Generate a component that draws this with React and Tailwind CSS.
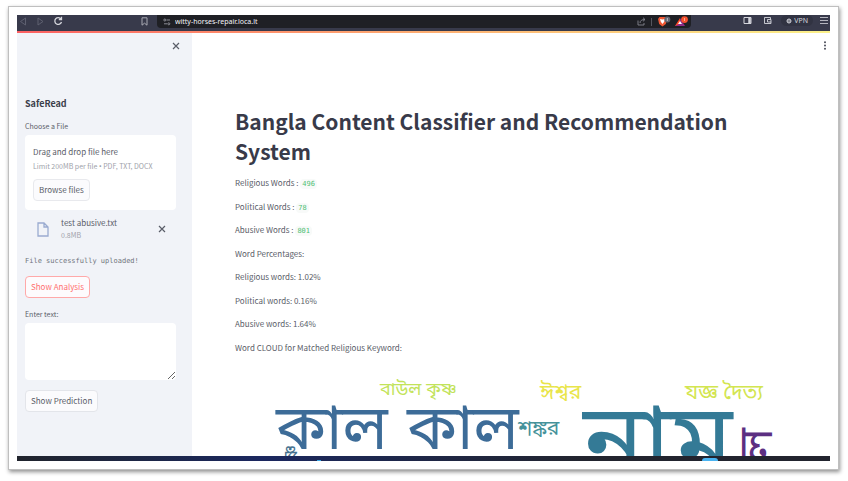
import React from "react";

const counts = [
  { label: "Religious Words :", value: 496 },
  { label: "Political Words :", value: 78 },
  { label: "Abusive Words :", value: 801 },
];

const lines = [
  "Word Percentages:",
  "Religious words: 1.02%",
  "Political words: 0.16%",
  "Abusive words: 1.64%",
  "Word CLOUD for Matched Religious Keyword:",
];

function BrowserBar() {
  return (
    <header className="flex h-4 shrink-0 items-start bg-[#383a4b] text-[#d5d6dc]">
      <div className="flex w-[140px] shrink-0 items-center pl-[2px] pt-px">
        <button aria-label="Back" className="text-[#5e6070]">
          <svg className="size-[9px]" viewBox="0 0 9 9" fill="none" stroke="currentColor"><path d="M6.500 1 1.500 4.500l5 3.500z" /></svg>
        </button>
        <button aria-label="Forward" className="ml-2 text-[#5e6070]">
          <svg className="size-[9px]" viewBox="0 0 9 9" fill="none" stroke="currentColor"><path d="m2 1 5 3.500-5 3.500z" /></svg>
        </button>
        <button aria-label="Reload" className="ml-2">
          <svg className="size-[10px]" viewBox="0 0 10 10" fill="none" stroke="currentColor" strokeWidth="1.300"><path d="M8 3A3.400 3.400 0 1 0 8.500 6M8.500 .8v2.700H5.800" /></svg>
        </button>
        <button aria-label="Bookmark" className="ml-auto mr-2 text-[#a9aab4]">
          <svg className="size-[9px]" viewBox="0 0 9 9" fill="none" stroke="currentColor"><path d="M2 .8h5v7.400L4.500 6.200 2 8.200z" /></svg>
        </button>
      </div>
      <div className="flex h-[13px] min-w-0 flex-1 items-center rounded-b bg-[#1f2025] pl-[6px] pr-[2px]">
        <label htmlFor="address" className="sr-only">Address</label>
        <svg className="size-2 shrink-0 text-[#8b8c94]" viewBox="0 0 8 8" fill="none" stroke="currentColor"><circle cx="1.800" cy="2" r="1" /><path d="M3.500 2H7M1 5.800h3" /><circle cx="5.800" cy="5.800" r="1" /></svg>
        <input id="address" defaultValue="witty-horses-repair.loca.lt" readOnly className="h-3 min-w-0 flex-1 bg-transparent pl-1 font-['Noto_Sans','Liberation_Sans',sans-serif] text-[7px] text-[#f4f4f8] outline-none" />
        <button aria-label="Share" className="text-[#85868e]">
          <svg className="size-[9px]" viewBox="0 0 9 9" fill="none" stroke="currentColor" strokeWidth=".9"><path d="M1 3.500V8h6V6M3 6c0-2.500 2-3.500 5-3.500M6 .7l2 1.800-2 1.800" /></svg>
        </button>
        <span className="mx-[5px] h-2 w-px bg-[#55565e]" />
        <button aria-label="Shields">
          <svg className="h-[11px] w-[14px]" viewBox="0 0 14 11"><path d="M2.500 1h6L10 3 8.800 8 5.500 10.600 2.200 8 1 3z" fill="#ee5733" /><path d="m3 3 2.500.6L8 3 7.200 5.700 5.500 8 3.800 5.700z" fill="#fff" /><circle cx="10.300" cy="3.400" r="3" fill="#626570" /><path d="M10.300 2v3" stroke="#d8d8dc" strokeWidth=".8" /></svg>
        </button>
        <button aria-label="Rewards" className="ml-1">
          <svg className="h-[11px] w-[14px]" viewBox="0 0 14 11"><path d="M5 2 0 10h5z" fill="#ff4a24" /><path d="m5 2 5 8H0l5-2.500z" fill="#8f2b87" /><path d="m5 5 2 3H3z" fill="#fff" /><circle cx="9.500" cy="3.600" r="3.400" fill="#f5512f" /><path d="M9.500 2v3" stroke="#ffc0ad" strokeWidth=".8" /></svg>
        </button>
      </div>
      <div className="flex shrink-0 items-center pl-[52px] pr-[2px]">
        <button aria-label="Sidebar">
          <svg className="h-[11px] w-[9px]" viewBox="0 0 9 11" fill="none" stroke="currentColor"><path d="M1 2.500h7v6H1z" /><path d="M6.500 2.500v6" strokeWidth="2.500" /></svg>
        </button>
        <button aria-label="Wallet" className="ml-[11px]">
          <svg className="h-[11px] w-[9px]" viewBox="0 0 9 11" fill="none" stroke="currentColor" strokeWidth=".9"><path d="M1.500 2.500h6v2M1.500 2.500v6h6.500v-4H4.500v2.500H8" /></svg>
        </button>
        <button className="ml-[9px] flex h-[11px] items-center gap-[2px] rounded-full bg-[#313342] px-[5px] font-['Noto_Sans','Liberation_Sans',sans-serif] text-[7px] leading-none">
          <svg className="size-[6px]" viewBox="0 0 6 6" fill="none" stroke="currentColor"><circle cx="3" cy="3" r="2" /><path d="M1 3h4M3 1v4" strokeWidth=".6" /></svg>
          VPN
        </button>
        <button aria-label="Menu" className="ml-[7px] text-[#b4b5be]">
          <svg className="h-[11px] w-[8px]" viewBox="0 0 8 11" stroke="currentColor"><path d="M0 2.500h8M0 5.500h8M0 8.500h8" /></svg>
        </button>
      </div>
    </header>
  );
}

function Cross() {
  return (
    <svg className="size-2" viewBox="0 0 8 8" stroke="currentColor" strokeWidth="1.200"><path d="m1 1 6 6M7 1 1 7" /></svg>
  );
}

function Sidebar() {
  return (
    <aside className="flex w-[175px] shrink-0 flex-col items-start bg-[#f1f3f8] pl-2 pr-4">
      <button aria-label="Close sidebar" className="-mr-1 mt-[9px] self-end"><Cross /></button>
      <h2 className="mt-[46px] text-[9px] font-bold leading-4 text-[#3b3e4b]">SafeRead</h2>
      <label htmlFor="file" className="mt-2 text-[7px] leading-3">Choose a File</label>
      <section className="mt-[3px] flex w-full flex-col items-start rounded bg-white px-2 pb-[9px] pt-[10px]">
        <p className="text-[8px] leading-[14px]">Drag and drop file here</p>
        <p className="text-[7px] leading-[14px] text-[#a0a2aa]">Limit 200MB per file <span className="font-['Noto_Sans',sans-serif]">•</span> PDF, TXT, DOCX</p>
        <button id="file" className="mt-[5px] h-[22px] rounded border border-[#e8e9ed] bg-[#fbfbfd] px-[5px] text-[8px]">Browse files</button>
      </section>
      <div className="mt-[7px] flex w-full items-center pl-3 pr-[10px]">
        <svg className="h-[15px] w-3 text-[#9aabd0]" viewBox="0 0 12 15" fill="none" stroke="currentColor" strokeWidth="1.300"><path d="M1 1h6l4 4v9H1zM7 1v4h4" /></svg>
        <div className="ml-3 flex-1">
          <p className="text-[8px] leading-3">test abusive.txt</p>
          <p className="text-[7px] leading-3 text-[#a0a2aa]">0.8MB</p>
        </div>
        <button aria-label="Remove file"><Cross /></button>
      </div>
      <p className="mt-[14px] font-['DejaVu_Sans_Mono','Liberation_Mono',monospace] text-[7px] leading-3 text-[#70737c]">File successfully uploaded!</p>
      <button className="mt-[9px] h-[22px] rounded border border-[#ffa9a9] bg-[#fdfbfd] px-[5px] text-[8px] text-[#ff7070]">Show Analysis</button>
      <label htmlFor="text" className="mt-[10px] text-[7px] leading-3">Enter text:</label>
      <textarea id="text" className="mt-[3px] h-[57px] w-full resize rounded bg-white p-1 text-[8px] outline-none" />
      <button className="mt-[10px] h-[22px] rounded border border-[#e3e5ea] bg-[#fbfbfd] px-[5px] text-[8px]">Show Prediction</button>
    </aside>
  );
}

function WordCloud() {
  return (
    <svg className="mt-5 block w-full shrink-0 font-['Noto_Sans_Bengali','Noto_Sans','Noto_Sans_CJK_SC',sans-serif]" viewBox="0 0 552 180" role="img" aria-label="Religious word cloud">
      <text x="145" y="19" fontSize="18" fill="#c2e35a">বাউল কৃষ্ণ</text>
      <text x="305" y="23" fontSize="21" fill="#e9e54a">ঈশ্বর</text>
      <text x="450" y="23" fontSize="21" fill="#d3e550">যজ্ঞ দৈত্য</text>
      <text x="41" y="73" fontSize="62" fill="#3d6c98">কাল</text>
      <text x="172" y="73" fontSize="62" fill="#3d6c98">কাল</text>
      <text x="283" y="59" fontSize="21" fill="#45929a">শঙ্কর</text>
      <text x="348" y="99" fontSize="101" fill="#347a96">নাম</text>
      <text transform="translate(537 52) rotate(-90)" textAnchor="end" fontSize="48" fill="#5c2f82">কাল</text>
      <text transform="translate(62 69) rotate(-90)" textAnchor="end" fontSize="19" fill="#477391">কৃষ্ণ</text>
    </svg>
  );
}

export default function App() {
  return (
    <div className="flex h-screen bg-white pb-[11px] pl-2 pr-[9px] pt-[6px] font-['Noto_Sans_CJK_SC','Noto_Sans',sans-serif] text-[#5a5d68]">
      <div className="flex min-w-0 flex-1 flex-col border border-[#bfbfbf] bg-white p-2 shadow-[1px_2px_4px_#00000070]">
        <BrowserBar />
        <div className="h-[2px] shrink-0 bg-linear-to-r from-[#fb5f62] via-[#fdad72] to-[#fbf18a]" />
        <div className="flex min-h-0 flex-1 overflow-hidden">
          <Sidebar />
          <main className="flex min-w-0 flex-1 flex-col px-[43px]">
            <button aria-label="Main menu" className="-mr-10 mt-2 self-end">
              <svg className="h-[9px] w-1" viewBox="0 0 4 9" fill="#4b4e5a"><circle cx="2" cy="1.200" r="1" /><circle cx="2" cy="4.500" r="1" /><circle cx="2" cy="7.800" r="1" /></svg>
            </button>
            <h1 className="mt-14 text-[21px] font-bold leading-[30px] text-[#383a49]">Bangla Content Classifier and Recommendation System</h1>
            <div className="mt-[9px] flex h-[181px] shrink-0 flex-col justify-between text-[8px] leading-4">
              {counts.map((c) => (
                <p key={c.label} className="h-4">
                  {c.label} <code className="rounded-sm bg-[#f8faf9] px-[2px] py-px font-['DejaVu_Sans_Mono','Liberation_Mono',monospace] text-[7px] leading-none text-[#4fc074]">{c.value}</code>
                </p>
              ))}
              {lines.map((l) => <p key={l} className="h-4">{l}</p>)}
            </div>
            <WordCloud />
          </main>
        </div>
        <footer className="flex h-[5px] shrink-0 items-end bg-linear-to-r from-[#20232c] via-[#1b275f] via-30% to-[#22242e] to-70% pl-[300px]">
          <span className="h-px w-1 bg-[#39a9e8]" />
          <span className="ml-auto mr-[112px] h-[3px] w-4 rounded-t-sm bg-[#49b3f1]" />
        </footer>
      </div>
    </div>
  );
}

◆ TO BE DONE
Report every line containing the word "React" from the listing above.

◆ EXERCISE OUTPUT
Generate a component that draws this with React and Tailwind CSS.
import React from "react";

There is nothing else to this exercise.